Bush, Paulson and Bernanke offered no solution last week other than more rate cuts and more tax rebates, the same thing that hasn’t worked in the past and, arguably, caused the current crisis.  Giving $800 to the nation’s top 60% of all taxpayers in April is going to do very little to help 7,000 families a day who are being foreclosed, other than perhaps paying for the moving van!  You don’t need congressional approval to release oil from the SPR.  In winter of 2000, Bill Clinton released just 30M barrels of oil from the SPR when prices spiked to what was then considered a ridiculous $37 a barrel and he knocked to price down to $27 a barrel within two weeks.  A 25% reduction in oil prices would save the average American family roughly $75 a month – that money would come NOW and would not need to be taken out of the treasury and would benefit even the poorest of us, not just the top half.

Unfortunately, the President is instead expending his energy defending his decision to ADD 1.9M barrels to the reserve in January: "I’m not sure that’s going to have much of an effect anyway when you think of the total supply of crude oil consumed on a daily basis and the rate at which the SPR is being filled up," Bush told Reuters in an interview.

This will not stop until YOU get mad!

On my site this weekend someone said that the death toll of 4,000 US troops in Iraq wasn’t so bad because it’s not much worse than the murder rate in several cities.  One unacceptable situation cannot excuse another!  We MUST NOT accept despair as the stasus quo – not in this country, not ever!

Despair has certainly gotten it’s grip on the Asian markets with an 8.65% drop (2,061 points) in the Hang Seng last night.  You need to put this in context as no single stock may drop more than 10% before trading is halted so we’re just lucky the day ended there!  The market did take a 750-pont bounce after lunch, but it more than reversed into the close.  The Nikkei had no such indecision and simply dropped 752 points (5.7%) with only a pre-lunch bounce before finishing at the day’s low of 12,573, down 31% from it’s July top

The Bank of China may take a $2Bn sub-prime hit, quite a bit higher than the $322M it had set aside when they announced a provision last quarter, this calls into question the reliability of Chinese banks in general, never a good thing.  "We don’t have a good read on the value of mortgage holdings at Bank of China and other Chinese lenders", said Charlene Chu, a senior director at Fitch Ratings China. "The lenders have not been transparent about the ratings on the mortgage securities they own."

Europe actually is recovering slightly from its morning lows but can quickly turn back down if our opening looks scary, with scary being a relative term since the futures show the Dow down 500 points at the open, testing our 20% line already.  Over the weekend we discussed the 5% rule levels we will be looking for and those are the points where I will become concerned about another leg down but, if we can’t retrace more than 20% of our opening drops today – the best defense will be a big defense or cash as it will be very likely that we drop another 5% this week.

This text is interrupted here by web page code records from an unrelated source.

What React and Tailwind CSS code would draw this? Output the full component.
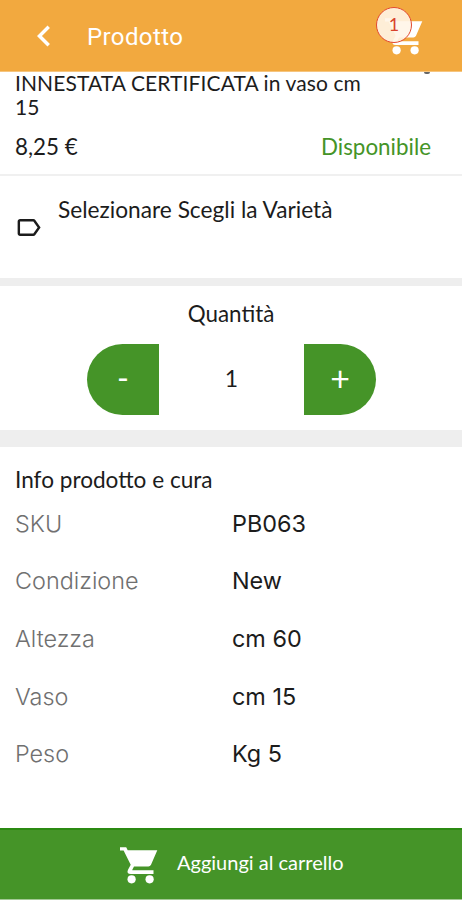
import React from 'react';
import { MdChevronLeft, MdLabelOutline } from 'react-icons/md';

const details = [
  { label: 'SKU', value: 'PB063' },
  { label: 'Condizione', value: 'New' },
  { label: 'Altezza', value: 'cm 60' },
  { label: 'Vaso', value: 'cm 15' },
  { label: 'Peso', value: 'Kg 5' },
];

function CartIcon() {
  return (
    <svg viewBox="0 0 44 44" className="size-[44px]" fill="currentColor" aria-hidden="true">
      <path d="M3 4.2h6.2l1.5 3H40.3L34 21.8q-.8 1.7-2.6 1.7H17l-1.6 2.9q-.4.9.6.9h20.5V31H13.8q-4.6 0-2.8-4.2l2.7-5L6.6 7.6H3z" />
      <circle cx="14.6" cy="36.3" r="4.1" />
      <circle cx="32.6" cy="36.3" r="4.1" />
    </svg>
  );
}

function Header() {
  return (
    <header className="h-[72px] shrink-0 bg-[#f2a93f] border-b border-[#f6c57e] flex items-center text-white pl-[23px] pr-9">
      <button type="button" aria-label="Indietro">
        <MdChevronLeft className="size-[42px]" />
      </button>
      <h1 className="ml-[22px] mt-[3px] text-[24px] leading-8 font-['Roboto',sans-serif] tracking-[0.4px]">Prodotto</h1>
      <div className="relative ml-auto">
        <CartIcon />
        <span className="absolute -left-[6px] -top-[7px] size-9 rounded-full border-[1.5px] border-[#e2492f] bg-[#fff5e8]/90 text-[#d8432c] text-[18px] flex items-center justify-center font-['Lato',sans-serif]">
          1
        </span>
      </div>
    </header>
  );
}

export default function App() {
  return (
    <div className="h-[900px] w-[462px] flex flex-col bg-white text-[#1c1c1c] font-['Lato',sans-serif] overflow-hidden">
      <Header />

      {/* Title and price */}
      <section className="relative h-[104px] shrink-0 px-[15px] border-b-2 border-[#f0f0f0]">
        {/* tail of the line scrolled under the header */}
        <div className="absolute left-[424px] top-0 h-[2px] w-[6px] rounded-b-sm bg-[#666]" />
        <p className="-mt-px w-[355px] text-[21px] leading-6 tracking-[0.1px]">
          INNESTATA CERTIFICATA in vaso cm 15
        </p>
        <div className="mt-[14px] pr-4 flex items-center justify-between text-[22.4px] leading-7">
          <span>8,25 €</span>
          <span className="text-[#459428]">Disponibile</span>
        </div>
      </section>

      {/* Variety */}
      <section className="h-[102px] shrink-0 pl-[14px] flex items-center">
        <MdLabelOutline className="size-[29px]" />
        <span className="ml-[15px] mb-[35px] text-[22.7px] leading-7">Selezionare Scegli la Varietà</span>
      </section>
      <div className="h-2 shrink-0 bg-[#eeeeee]" />

      {/* Quantity */}
      <section className="h-[144px] shrink-0 flex flex-col items-center">
        <h2 className="mt-[14px] text-[22.4px] leading-7">Quantità</h2>
        <div className="mt-4 ml-px w-[289px] h-[71px] flex justify-between items-center">
          <button type="button" className="h-full w-[72px] rounded-l-[36px] bg-[#459428] text-white text-[32px] leading-none pb-1">-</button>
          <span className="text-[23px] pb-[3px]">1</span>
          <button type="button" className="h-full w-[72px] rounded-r-[36px] bg-[#459428] text-white text-[34px] leading-none pb-1">+</button>
        </div>
      </section>
      <div className="h-[17px] shrink-0 bg-[#eeeeee]" />

      {/* Details */}
      <section className="grow px-[15px] pt-[19px]">
        <h2 className="text-[22.6px] leading-7">Info prodotto e cura</h2>
        <dl className="mt-[13.5px] font-['Inter',sans-serif] text-[23.4px]">
          {details.map((item) => (
            <div key={item.label} className="h-[57.7px] pt-[1px] flex leading-[30px]">
              <dt className="w-[217px] font-light text-[#707070]">{item.label}</dt>
              <dd>{item.value}</dd>
            </div>
          ))}
        </dl>
      </section>

      <button type="button" className="h-[72px] shrink-0 flex items-center bg-[#459428] border-t-2 border-t-[#2b8a12] border-b border-b-[#a3c995] text-white pl-[117px]">
        <CartIcon />
        <span className="ml-4 mb-[5px] text-[20px]">Aggiungi al carrello</span>
      </button>
    </div>
  );
}
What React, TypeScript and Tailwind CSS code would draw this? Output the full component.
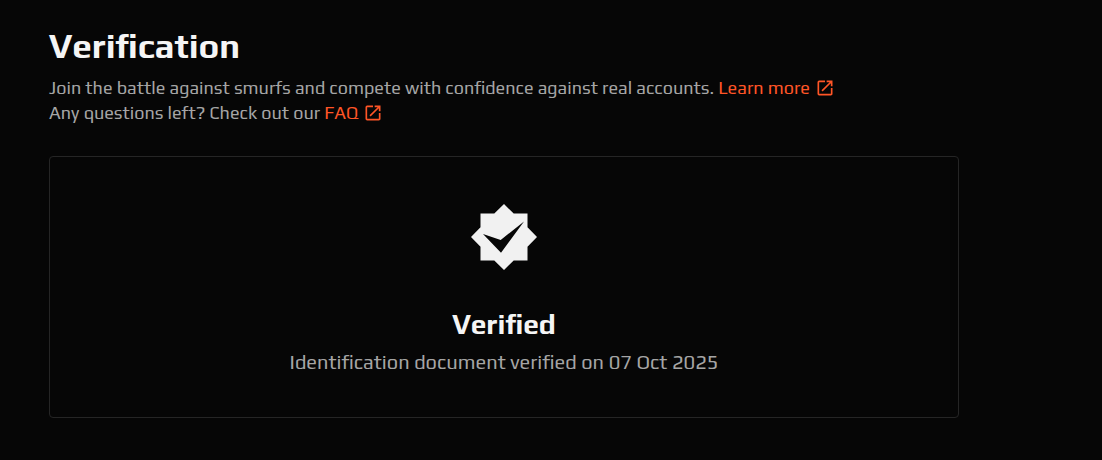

Hank Paulson is about to address the US Chamber of Commerce (8:00) and actually has the nerve to be coming on TV to STILL say that there is no current plan but they intend to discuss it in Congress and hopefully will have "something" on the table before spring.   Oh wait (8:19) FED CUT FED CUT PARTY TIME EXCELLENT – WOO HOO….  What madness, this is nice but SO WHAT!  If you were freaking out about your positions – do what you wish you would have done on Friday, don’t assume this will change everything, it’s just a band aid on a severed limb.  It’s a big cut and it should help but is it enough?  What does it change?  Nothing but it might give us a chance to reposition.  Let’s remember that the Fed gave us a huge rate cut on 9/17/01 (the first day the market reopened after 9/11) and we dropped another 10% over the next 5 sessions before turning around!

Our priorities as far as our long calls go is to roll them longer.  Yes we’d like to reposition to a lower strike but just as important, perhaps more so, is to buy ourselves more time and give the market a chance to show us a true bottom.  Do not be shy about covering, if the market goes up and our callers are in the money, it is a much lesser problem (assuming we have a good time spread) than a continued downturn. 

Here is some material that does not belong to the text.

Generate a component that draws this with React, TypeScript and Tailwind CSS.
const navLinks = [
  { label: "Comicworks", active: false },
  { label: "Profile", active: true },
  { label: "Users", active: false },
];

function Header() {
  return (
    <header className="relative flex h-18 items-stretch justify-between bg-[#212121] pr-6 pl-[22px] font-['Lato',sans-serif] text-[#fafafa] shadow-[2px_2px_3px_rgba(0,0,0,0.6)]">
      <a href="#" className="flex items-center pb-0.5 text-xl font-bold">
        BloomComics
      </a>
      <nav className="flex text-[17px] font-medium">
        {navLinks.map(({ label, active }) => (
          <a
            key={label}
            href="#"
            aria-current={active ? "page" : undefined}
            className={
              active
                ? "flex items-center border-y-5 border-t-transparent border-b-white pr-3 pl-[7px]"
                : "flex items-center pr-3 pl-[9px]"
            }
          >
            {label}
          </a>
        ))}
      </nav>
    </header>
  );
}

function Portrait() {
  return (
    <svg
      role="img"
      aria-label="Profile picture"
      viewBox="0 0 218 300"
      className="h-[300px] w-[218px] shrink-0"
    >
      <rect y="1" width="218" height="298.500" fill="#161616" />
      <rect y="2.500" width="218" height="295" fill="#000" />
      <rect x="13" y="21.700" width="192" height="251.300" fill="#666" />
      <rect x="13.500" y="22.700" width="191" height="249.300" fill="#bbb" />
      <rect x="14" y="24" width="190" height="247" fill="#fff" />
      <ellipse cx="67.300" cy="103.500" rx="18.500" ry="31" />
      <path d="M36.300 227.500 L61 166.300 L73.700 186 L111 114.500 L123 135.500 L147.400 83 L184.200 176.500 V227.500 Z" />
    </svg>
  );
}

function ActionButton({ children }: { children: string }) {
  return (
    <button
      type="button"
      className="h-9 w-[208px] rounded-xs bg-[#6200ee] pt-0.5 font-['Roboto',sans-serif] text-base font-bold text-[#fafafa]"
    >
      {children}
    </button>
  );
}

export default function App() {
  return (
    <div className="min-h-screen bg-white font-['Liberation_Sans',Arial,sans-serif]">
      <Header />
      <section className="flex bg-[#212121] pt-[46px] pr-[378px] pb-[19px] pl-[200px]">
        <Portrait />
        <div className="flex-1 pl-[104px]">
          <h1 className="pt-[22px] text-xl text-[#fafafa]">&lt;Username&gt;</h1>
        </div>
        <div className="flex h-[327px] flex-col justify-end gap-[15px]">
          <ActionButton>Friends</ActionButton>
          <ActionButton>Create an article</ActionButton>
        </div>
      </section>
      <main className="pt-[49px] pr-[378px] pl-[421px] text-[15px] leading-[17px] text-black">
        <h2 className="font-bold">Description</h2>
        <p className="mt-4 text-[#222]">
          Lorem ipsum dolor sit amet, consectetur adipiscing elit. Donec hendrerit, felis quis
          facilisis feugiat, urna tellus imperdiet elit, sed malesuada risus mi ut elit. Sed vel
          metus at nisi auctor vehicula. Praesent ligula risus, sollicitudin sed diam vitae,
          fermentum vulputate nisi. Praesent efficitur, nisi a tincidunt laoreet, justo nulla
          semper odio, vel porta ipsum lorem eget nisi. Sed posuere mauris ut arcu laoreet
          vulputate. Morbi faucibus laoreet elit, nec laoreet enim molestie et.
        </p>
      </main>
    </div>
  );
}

I do believe we will hold our 20% levels (see yesterday’s Big Chart) and bounce slightly off there, but less than a 20% retrace of today’s drop will be an almost certain signal of more pain to come.  If I told you on Friday the Fed would cut .75 on the Funds Rate and the Discount Window, would you have guessed we’d open down 400 points?  It’s very scary out there, be careful does not cover it!